The proposed landfill in Thorhill County would be built under current government regulations to protect the environment. Cedar Ridge has a "legacy" as a result of previous owners who started the landfill here before clay and then manmade fabric liners were required. What's planned in Alberta might be more comparable to what was planned at Cornersville.

Waste Management's cancellation of Cedar Ridge's acceptance of processed sludge from wastewater treatment plants was explained to five Canadian visitors on Thursday by Glen Youngblood, area director for Waste Management's office in Franklin.

"We made a business decision" to accept sludge cake, Youngblood said frankly to the visitors, "and it was a poor decision. It started in April and I guess it took us until November to come to our senses."

Lewisburg area residents may recall the odor.

"It just stank," Youngblood said of the odor that came with the trucks hauling the waste.

Landfill spokeswoman Terri Douglas said, "Our neighbors called us."

"So," asked Lorne Skuba of Abee, Alberta, five miles from the proposed site, "you responded?"

"Absolutely," Douglas said.

Nashville officials, Youngblood said, had to be told that the contract wouldn't continue.

Cam Hantiuk, spokesman for Waste Management in Western Canada, said the four residents of Thorhill County near Edmonton also visited Spruce Ridge Landfill near Minneapolis, Minn., "about the same distance out... as Cedar Ridge is from Nashville."

Hantiuk said Spruce Ridge was being "capped" during the tour last week. Douglas said rain flaps were being placed over broad areas of Cedar Ridge to prevent erosion by stormwater.

Hantiuk drove his minivan passengers "right by Cedar Ridge," he said, "and I had to point out that we'd just passed it.

"We try to blend into the landscape," he said.

Betty Kolewaski, chairwoman of the Concerned Citizens of Thorhill County, was on the tour and said the proposed site for the landfill in Alberta is flat.

Asked about what Waste Management might pay Thorhill County for operating there, Hantiuk said, "The host fee in Thorhill is still being negotiated.

"It's difficult to place a value on it because there are other services to be provided," he explained. "No matter how much comes in they continue to get a flat fee... plus royalties."

Other issues include proposed transfer stations and suggestions that the company operate them, he said.

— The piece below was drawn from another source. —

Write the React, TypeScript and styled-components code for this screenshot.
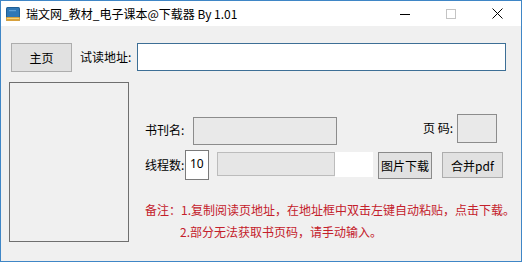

A flat fee royalty will be paid annually, he said. It's $500,000 in Canadian dollars which are currently worth 95-cents to each U.S. dollar.

"We're looking at about 500 tons a year" to be deposited, Hantiuk said.

The per-ton fee hasn't been finalized, Hantiuk said. It's ranging from 52-cents to $1.25 per ton. There would also be free disposal for the residents of Thorhill County. Its population is less than 3,500 people. The county might expect to receive $800,000 to $1 million a year to come from the company.

Before the visit, Kolewaski said the economy of Thorhill County is mostly beef cattle and dairy herds, not unlike much of Marshall County that has nearly 10 times the population of Thorhill. That county does not need a landfill for its own wastes, Kolewaski said. It's going to be serving Edmonton.